◆ Data segment
------------------------------------
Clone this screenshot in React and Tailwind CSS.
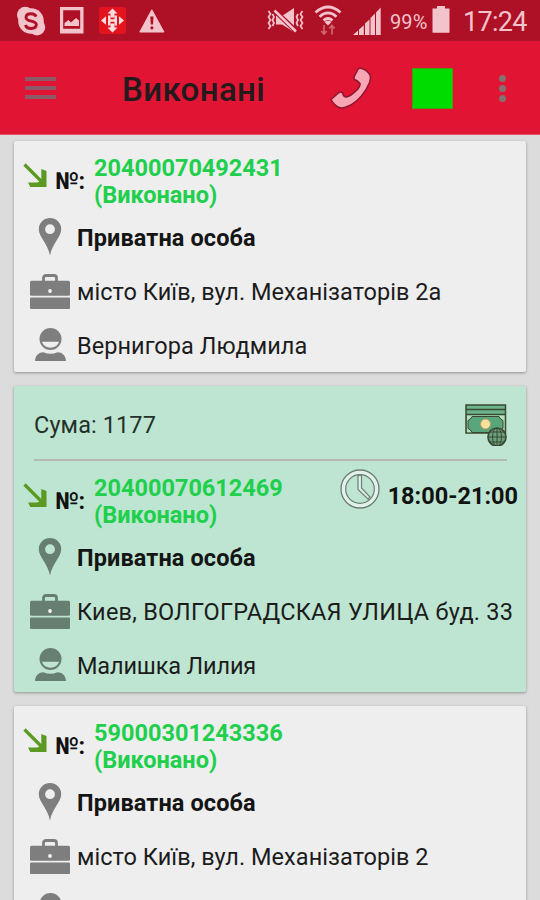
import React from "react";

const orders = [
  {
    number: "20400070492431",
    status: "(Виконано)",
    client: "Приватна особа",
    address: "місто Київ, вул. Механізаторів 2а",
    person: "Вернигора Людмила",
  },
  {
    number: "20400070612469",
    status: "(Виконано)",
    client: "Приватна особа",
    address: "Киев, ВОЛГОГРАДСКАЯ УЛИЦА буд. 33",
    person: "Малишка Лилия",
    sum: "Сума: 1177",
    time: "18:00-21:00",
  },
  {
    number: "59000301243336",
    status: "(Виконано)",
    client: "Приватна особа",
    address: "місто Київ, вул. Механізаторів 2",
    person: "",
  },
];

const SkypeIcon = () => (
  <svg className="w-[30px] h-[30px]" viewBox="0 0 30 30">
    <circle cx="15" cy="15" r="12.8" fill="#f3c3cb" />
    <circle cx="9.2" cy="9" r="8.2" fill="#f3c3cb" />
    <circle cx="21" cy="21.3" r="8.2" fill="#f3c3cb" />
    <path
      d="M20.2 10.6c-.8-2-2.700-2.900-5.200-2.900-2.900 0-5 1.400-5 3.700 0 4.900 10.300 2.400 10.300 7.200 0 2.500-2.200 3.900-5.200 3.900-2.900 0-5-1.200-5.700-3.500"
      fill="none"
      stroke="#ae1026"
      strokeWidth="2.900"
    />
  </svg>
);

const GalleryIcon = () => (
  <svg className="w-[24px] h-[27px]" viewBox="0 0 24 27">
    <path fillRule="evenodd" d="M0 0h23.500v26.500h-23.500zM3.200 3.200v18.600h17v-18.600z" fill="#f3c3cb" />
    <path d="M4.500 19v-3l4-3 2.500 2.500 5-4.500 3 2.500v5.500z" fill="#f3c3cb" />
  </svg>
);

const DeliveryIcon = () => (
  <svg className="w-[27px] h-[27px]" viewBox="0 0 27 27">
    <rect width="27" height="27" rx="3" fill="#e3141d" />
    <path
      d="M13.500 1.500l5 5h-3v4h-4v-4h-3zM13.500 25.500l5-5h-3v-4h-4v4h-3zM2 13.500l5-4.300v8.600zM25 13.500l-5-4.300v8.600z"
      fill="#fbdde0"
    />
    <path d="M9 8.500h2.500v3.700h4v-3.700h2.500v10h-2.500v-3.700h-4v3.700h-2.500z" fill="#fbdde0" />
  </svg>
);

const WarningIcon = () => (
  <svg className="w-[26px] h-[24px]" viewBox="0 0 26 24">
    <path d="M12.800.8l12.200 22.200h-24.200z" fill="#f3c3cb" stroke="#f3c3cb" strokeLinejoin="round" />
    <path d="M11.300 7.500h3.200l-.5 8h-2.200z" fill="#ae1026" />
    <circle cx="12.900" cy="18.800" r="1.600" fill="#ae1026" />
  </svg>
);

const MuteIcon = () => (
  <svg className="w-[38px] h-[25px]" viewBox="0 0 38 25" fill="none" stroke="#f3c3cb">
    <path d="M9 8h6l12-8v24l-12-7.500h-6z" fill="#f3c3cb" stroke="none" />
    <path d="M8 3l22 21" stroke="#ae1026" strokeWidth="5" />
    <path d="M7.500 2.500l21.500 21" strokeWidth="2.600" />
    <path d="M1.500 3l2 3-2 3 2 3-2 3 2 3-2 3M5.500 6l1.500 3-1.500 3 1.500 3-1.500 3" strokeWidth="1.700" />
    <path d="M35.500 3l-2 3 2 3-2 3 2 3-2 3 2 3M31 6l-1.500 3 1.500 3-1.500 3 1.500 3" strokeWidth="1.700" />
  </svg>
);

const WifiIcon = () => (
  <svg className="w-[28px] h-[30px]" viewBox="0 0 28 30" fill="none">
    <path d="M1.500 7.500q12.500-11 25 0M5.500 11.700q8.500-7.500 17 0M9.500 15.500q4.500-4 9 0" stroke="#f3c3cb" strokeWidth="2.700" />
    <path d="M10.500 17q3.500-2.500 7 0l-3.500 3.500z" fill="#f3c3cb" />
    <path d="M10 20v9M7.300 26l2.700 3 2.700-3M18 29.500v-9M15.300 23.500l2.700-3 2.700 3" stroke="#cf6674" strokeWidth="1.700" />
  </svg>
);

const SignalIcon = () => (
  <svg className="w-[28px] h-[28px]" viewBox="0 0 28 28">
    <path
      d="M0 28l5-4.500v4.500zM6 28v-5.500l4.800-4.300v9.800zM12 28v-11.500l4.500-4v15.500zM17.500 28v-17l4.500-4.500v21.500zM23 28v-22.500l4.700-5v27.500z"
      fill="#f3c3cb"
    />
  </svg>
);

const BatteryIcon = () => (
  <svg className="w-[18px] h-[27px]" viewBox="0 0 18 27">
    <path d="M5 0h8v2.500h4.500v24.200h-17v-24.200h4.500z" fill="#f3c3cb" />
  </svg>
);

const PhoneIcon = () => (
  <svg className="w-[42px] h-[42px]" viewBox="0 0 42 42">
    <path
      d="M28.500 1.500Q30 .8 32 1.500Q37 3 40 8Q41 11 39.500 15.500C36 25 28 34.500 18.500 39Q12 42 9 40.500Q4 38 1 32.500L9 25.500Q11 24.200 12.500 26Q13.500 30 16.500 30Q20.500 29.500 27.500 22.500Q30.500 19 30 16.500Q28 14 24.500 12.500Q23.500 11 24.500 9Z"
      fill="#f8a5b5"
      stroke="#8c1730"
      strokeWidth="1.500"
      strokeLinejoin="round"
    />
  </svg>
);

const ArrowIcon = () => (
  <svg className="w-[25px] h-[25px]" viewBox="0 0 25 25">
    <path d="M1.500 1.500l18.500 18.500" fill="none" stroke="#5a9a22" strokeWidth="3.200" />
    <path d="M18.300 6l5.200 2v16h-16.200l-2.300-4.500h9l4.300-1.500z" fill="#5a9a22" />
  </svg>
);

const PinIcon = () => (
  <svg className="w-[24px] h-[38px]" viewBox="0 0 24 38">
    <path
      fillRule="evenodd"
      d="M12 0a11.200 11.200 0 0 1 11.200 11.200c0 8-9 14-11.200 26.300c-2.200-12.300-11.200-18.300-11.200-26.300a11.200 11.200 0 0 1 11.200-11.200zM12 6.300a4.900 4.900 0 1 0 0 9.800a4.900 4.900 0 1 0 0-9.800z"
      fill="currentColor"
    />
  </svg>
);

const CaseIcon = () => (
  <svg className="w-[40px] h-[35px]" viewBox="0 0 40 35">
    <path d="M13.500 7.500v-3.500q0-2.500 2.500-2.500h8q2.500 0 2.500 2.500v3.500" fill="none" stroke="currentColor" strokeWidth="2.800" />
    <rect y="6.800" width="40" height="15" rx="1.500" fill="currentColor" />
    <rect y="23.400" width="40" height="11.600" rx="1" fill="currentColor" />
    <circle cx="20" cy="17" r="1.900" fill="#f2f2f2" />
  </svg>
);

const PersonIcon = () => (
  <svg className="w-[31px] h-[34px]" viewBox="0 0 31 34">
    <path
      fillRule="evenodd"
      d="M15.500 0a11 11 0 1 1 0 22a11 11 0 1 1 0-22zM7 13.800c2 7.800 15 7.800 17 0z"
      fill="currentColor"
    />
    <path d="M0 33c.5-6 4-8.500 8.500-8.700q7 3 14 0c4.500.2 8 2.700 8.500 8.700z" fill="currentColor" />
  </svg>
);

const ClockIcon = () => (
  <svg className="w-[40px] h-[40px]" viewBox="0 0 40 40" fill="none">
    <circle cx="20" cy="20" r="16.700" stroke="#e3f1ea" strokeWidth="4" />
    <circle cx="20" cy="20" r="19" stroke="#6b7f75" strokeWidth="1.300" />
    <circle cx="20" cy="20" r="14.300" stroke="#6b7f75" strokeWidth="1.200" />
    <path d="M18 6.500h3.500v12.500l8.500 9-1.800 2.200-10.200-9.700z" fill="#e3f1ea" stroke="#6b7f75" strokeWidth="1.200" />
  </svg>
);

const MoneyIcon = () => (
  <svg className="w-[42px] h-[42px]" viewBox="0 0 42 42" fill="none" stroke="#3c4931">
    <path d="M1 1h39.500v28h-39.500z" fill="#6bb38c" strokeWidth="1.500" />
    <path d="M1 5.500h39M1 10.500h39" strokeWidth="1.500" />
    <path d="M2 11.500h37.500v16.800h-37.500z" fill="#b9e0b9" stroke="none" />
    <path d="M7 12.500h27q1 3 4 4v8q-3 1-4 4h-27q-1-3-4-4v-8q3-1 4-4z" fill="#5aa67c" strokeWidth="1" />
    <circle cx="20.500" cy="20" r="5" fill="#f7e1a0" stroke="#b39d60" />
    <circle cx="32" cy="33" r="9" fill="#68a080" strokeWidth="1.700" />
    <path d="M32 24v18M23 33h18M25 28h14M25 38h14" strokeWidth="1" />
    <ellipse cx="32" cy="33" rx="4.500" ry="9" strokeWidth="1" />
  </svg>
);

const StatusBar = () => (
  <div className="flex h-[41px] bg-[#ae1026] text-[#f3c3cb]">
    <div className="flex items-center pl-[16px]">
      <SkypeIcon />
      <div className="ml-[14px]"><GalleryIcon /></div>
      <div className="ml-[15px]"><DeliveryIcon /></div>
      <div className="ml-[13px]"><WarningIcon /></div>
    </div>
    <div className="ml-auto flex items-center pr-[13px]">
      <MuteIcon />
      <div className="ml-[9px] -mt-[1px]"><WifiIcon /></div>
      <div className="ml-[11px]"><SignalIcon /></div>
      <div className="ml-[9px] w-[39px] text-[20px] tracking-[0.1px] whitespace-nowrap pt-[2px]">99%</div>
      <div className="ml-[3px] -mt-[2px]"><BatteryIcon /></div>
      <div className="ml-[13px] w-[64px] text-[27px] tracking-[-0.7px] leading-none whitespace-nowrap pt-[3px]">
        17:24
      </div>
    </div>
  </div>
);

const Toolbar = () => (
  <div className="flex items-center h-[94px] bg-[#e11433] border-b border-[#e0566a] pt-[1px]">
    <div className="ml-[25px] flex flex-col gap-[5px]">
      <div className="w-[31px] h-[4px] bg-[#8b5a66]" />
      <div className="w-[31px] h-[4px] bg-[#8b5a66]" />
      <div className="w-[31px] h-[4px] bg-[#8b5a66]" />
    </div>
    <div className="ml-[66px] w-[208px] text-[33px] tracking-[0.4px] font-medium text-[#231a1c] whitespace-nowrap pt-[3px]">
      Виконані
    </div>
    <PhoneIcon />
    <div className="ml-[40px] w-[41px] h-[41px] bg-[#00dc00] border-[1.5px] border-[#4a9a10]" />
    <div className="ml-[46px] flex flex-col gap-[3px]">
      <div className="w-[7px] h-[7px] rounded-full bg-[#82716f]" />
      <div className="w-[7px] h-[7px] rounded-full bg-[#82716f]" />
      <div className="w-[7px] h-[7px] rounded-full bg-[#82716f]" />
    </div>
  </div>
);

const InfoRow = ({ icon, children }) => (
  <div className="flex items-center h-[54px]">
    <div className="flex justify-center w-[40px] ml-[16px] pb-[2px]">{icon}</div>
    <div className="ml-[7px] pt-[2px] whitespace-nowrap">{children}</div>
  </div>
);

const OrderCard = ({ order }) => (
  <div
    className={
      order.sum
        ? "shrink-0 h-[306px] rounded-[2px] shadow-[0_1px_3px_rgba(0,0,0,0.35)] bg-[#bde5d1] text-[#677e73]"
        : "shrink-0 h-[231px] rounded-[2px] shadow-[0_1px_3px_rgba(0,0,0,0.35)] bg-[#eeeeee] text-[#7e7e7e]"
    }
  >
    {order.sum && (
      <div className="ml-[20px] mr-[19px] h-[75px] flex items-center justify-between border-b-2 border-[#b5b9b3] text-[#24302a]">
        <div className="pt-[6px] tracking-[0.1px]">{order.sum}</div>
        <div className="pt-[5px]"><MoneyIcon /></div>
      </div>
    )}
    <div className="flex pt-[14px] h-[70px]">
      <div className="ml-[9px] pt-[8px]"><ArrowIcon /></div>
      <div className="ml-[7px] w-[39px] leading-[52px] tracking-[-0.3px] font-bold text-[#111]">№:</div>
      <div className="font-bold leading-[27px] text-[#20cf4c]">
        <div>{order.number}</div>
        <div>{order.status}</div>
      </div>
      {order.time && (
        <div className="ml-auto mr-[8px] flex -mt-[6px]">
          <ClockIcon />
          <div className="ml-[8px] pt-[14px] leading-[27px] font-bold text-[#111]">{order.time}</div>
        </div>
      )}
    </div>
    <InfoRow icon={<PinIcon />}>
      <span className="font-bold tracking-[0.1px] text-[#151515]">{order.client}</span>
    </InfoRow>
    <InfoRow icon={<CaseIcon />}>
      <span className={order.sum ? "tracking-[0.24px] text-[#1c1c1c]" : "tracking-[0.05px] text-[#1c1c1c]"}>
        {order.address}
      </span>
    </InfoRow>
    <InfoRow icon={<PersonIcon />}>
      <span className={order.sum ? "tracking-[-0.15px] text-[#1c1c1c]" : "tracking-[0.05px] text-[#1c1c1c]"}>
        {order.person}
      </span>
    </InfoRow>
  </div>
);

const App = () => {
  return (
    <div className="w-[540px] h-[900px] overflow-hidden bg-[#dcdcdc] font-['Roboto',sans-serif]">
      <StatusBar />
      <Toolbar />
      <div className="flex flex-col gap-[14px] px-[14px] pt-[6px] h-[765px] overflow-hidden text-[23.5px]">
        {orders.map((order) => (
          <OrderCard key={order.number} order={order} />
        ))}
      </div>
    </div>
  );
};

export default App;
------------------------------------
◆ Prompt
Transcribe exactly, with no pictures, the lines running from the first line of the material through the line holding "import React from".

◆ Task result
Clone this screenshot in React and Tailwind CSS.
import React from "react";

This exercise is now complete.